Император, получив это письмо, был в панике: ещё никогда иностранные государства не объявляли о готовности вести войну с Японией, он даже не очень представлял, как это может происходить. К счастью, он вовремя вспоминает, что в Камакуре находятся люди, которые должны заниматься такими вопросами, и направляет делегацию суровых монгольских воинов к сёгуну в надежде, что тот разберётся.
Сёгун оказался непреклонен: предложение монголов было отвергнуто, а посланники вынуждены были вернуться ни с чем. Японцы же начинают готовиться к сражению. Ходзё обращаются к самураям с призывом забыть старые распри и объединиться во имя спасения страны.
В 1274 году монголы направляют к берегам Японии флотилию, равной которой по мощи никогда ещё не бывало в тех краях. Общая численность войск составляла около 25 тысяч человек, включая китайских и корейских солдат. Тёмным ноябрьским вечером корабли захватчиков прибыли в бухту Хаката, а на рассвете состоялась первая битва, принёсшая неожиданности обеим сторонам.

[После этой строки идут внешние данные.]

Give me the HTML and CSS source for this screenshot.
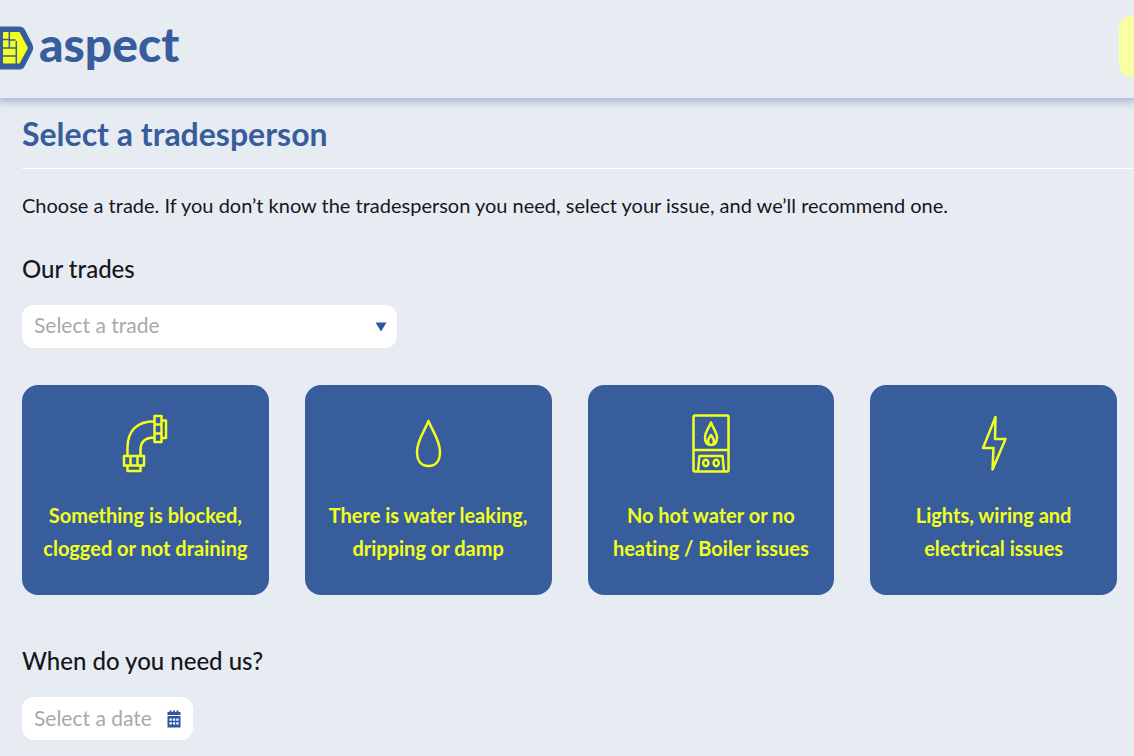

Монголы быстро сообразили, что им достался не столь простой противник, как они рассчитывали. Безрассудную храбрость японцев, их звериную ярость в схватках, которая впоследствии станет известна и другим народам, включая американцев в XX столетии, монголам довелось увидеть первыми. Кроме того, они тогда сражались на незнакомой территории, тем более прибрежной – в не самой привычной для них обстановке.
Японцы тоже вынесли из сражения немало уроков. Они привыкли к галантным поединкам: так, в начале сражения выходил лучник и после изложения своей родословной посылал первую стрелу (непременно с тупым наконечником) в лагерь противника, это было сигналом к началу боя. Но теперь монголы убивали лучника до того, как он успевал сказать хоть слово.
Воспитанные на героических рассказах о храбрости японцы бросались первыми в бой, каждый мечтал сразиться один на один с монгольским воином и снести ему голову острым мечом. Но монголы стояли плотной линией и методично убивали всех смельчаков. Это было не время для героических поединков, а настоящая борьба за жизнь. И монголы были куда более опытными воинами, чем японцы.
Укрывшись после битвы за ограждениями, самураи приходили в себя и отправляли просьбы о подкреплении в Камакуру. Впрочем, подкрепление ещё не успело прибыть, а судьба битвы была решена. Той ночью случился сильный ветер, принёсший с собой разыгравшуюся откуда ни возьмись бурю. Корабли бросало по волнам, а некоторые разбило о прибрежные скалы. Около 13 тысяч человек погибли в этом стихийном бедствии, и монголы были вынуждены отступить. Так закончилась их первая попытка вторжения в Японию.
Было понятно, что на этом война не закончится: обе стороны, померившись силами, стали всерьёз готовиться к следующей встрече на поле боя, которая состоялась лишь через семь лет. В этот раз монголы снарядили войско куда больше прежнего и направили его на трёх с половиной тысячах кораблей к острову Цусима. Японцы встречали их во всеоружии, но при виде такой армады сердца их дрогнули: должна была начаться самая решающая битва в их истории.
Методика встречи вражеских кораблей была хорошо освоена: японцы подплывали на небольших лодочках к монгольским кораблям, рубили свою мачту и по ней вскарабкивались на борт вражеского судна. Один из самураев по имени Кусано Дзиро проник на корабль, был осыпан дождём стрел, потерял в бою левую руку, но сжёг корабль и захватил 21 голову.
Битва не была молниеносной. Несколько дней монголы стояли у берегов Японии и, ожидая флотилии с подкреплением, отбивали отчаянные и зачастую эффективные атаки японцев. Стояла ужасная жара, некоторые корабли начали гнить. В довершение на монгольских судах разыгралась эпидемия, уносившая множество жизней. Но численное превосходство было по-прежнему на стороне завоевателей, и когда армада объединилась, японцам стало по-настоящему страшно, что они скоро будут уничтожены и «не останется семени, чтобы наполнить девять провинций». Оставалось только возносить надежды богам и надеяться на чудо.
И боги вняли мольбам. 15 августа 1281 года на горизонте появилось маленькое облачко, через несколько часов превратившееся в глухой мощный ливень. А потом случился тайфун, равного которому по силе не было ни до, ни после этого дня. Снова тяжёлые корабли метало «как божественные гадательные стебли» по поверхности воды, било о скалы, накрывало целиком многометровыми яростными волнами – около половины монгольского флота в течение нескольких часов превратилось в щепки.